Le film s’appelle Match retour, mais il eût certainement mieux fait de s’appeler « Mauvais départ ». « Mauvais départ » parce que, pour le coup, on met pas mal de temps à trouver la porte d’entrée de ce bavardage familial sur fond de football total et de chute de Ceausescu. Ce temps, c’est évidement, et d’abord, celui de l’événement : le match nous est présenté de façons brute et délavée, sans la moindre opération de remontage. Symbole d’un bloc soviétique à l’agonie, en lutte contre soi-même et les éléments, la confrontation se soustrait graduellement à tout impératif de lisibilité (à cause de la neige, le ballon devient indiscernable) et à toute dimension spectaculaire (aucun but) pour se réduire à un strict engagement humain, une lutte mêlant acharnement et résignation.

Mais ce temps, c’est surtout celui, live (pas le moindre découpage sonore, la conversation se fait au gré des hésitations et des silences), de la pensée de Porumboiu, qui se résout progressivement à abandonner la petite radiographie politique qu’il mijotait dans son coin, pour recroqueviller son projet sur quelques idées directrices plus ténues. Hypnotisé par le match, sidéré par la perfection technique des transmissions malgré la Bérézina climatique, le cinéaste lâchera peu à peu du lest sur le terrain de l’interrogatoire. D’où un contraste assez troublant entre un commentaire décousu, hésitant, de plus en plus laconique, et des joueurs qui, sur le terrain, se livrent à une bataille héroïque continue.

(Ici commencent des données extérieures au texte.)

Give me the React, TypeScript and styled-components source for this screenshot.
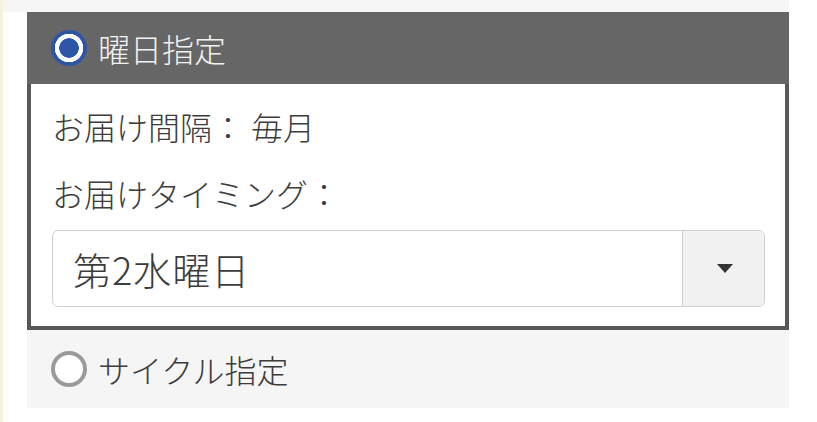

Mais ce qui permet véritablement au film de trouver sa voie à mesure qu’il se trompe de chemin, c’est ce père-arbitre qui — à l’image comme au son, sur le terrain comme au commentaire — néglige les perches tendues par son fils afin de se focaliser uniquement sur le déroulé de la rencontre. Car alors que Porumboiu tend à s’arrêter sur le moindre geste, voudrait gratter le plus petit détail signifiant, son père refuse lui de juger ce qui, dans le présent de l’action, ne mérite pas que l’on s’y attarde avec trop de minutie. C’est ce qu’on appelle la règle de l’avantage : passer outre l’écart de conduite et laisser jouer, plutôt qu’interrompre constamment la partie. Au lieu de réussir à l’amener sur son terrain (celui des images et du politique), le fils se laisse donc tranquillement attirer sur celui du père (celui du football et de l’arbitrage). Le temps que met le film à trouver son ton et son sujet, c’est donc en vérité le temps que Porumboiu met à comprendre l’importance centrale, malgré sa fonction périphérique, de l’arbitre dans le déroulement de ce match apocalyptique. Parce qu’il ne s’agira à terme plus que de ça, dans Match retour : comment arbitrer la chute d’un monde ?

La réussite de ce projet anecdotique — et en même temps subtilement émouvant — ne tiendra plus dès lors qu’à de menus détails, de petites réflexions laissant affleurer la dimension sentimentale intriquée dans l’événement sportif et politique. Les moments les plus significatifs sont ainsi ceux où le réalisateur se voit corriger par l’arbitre : quand l’un s’étonne qu’une faute n’ait pas été sifflée pour une intervention un peu virile, l’autre le reprend d’autor, lui assure que non, ici, en l’occurrence, et pour le bon déroulé du reste de la rencontre, il fallait bien laisser jouer — et qu’au fond, et de manière générale, il faut savoir ne pas être trop sévère avec la réalité. Plus philosophe et pragmatique que son fils, l’homme en noir n‘ignore pas qu’en certaines circonstances, il faut avant tout permettre aux événements de vivre leur cours. Que toute chose devant s’achever, finira bien un jour. Au bout de 90 minutes, les deux équipes se quittent sur un match nul qui n’arrange personne. Et un an plus tard, Ceausescu sera fusillé.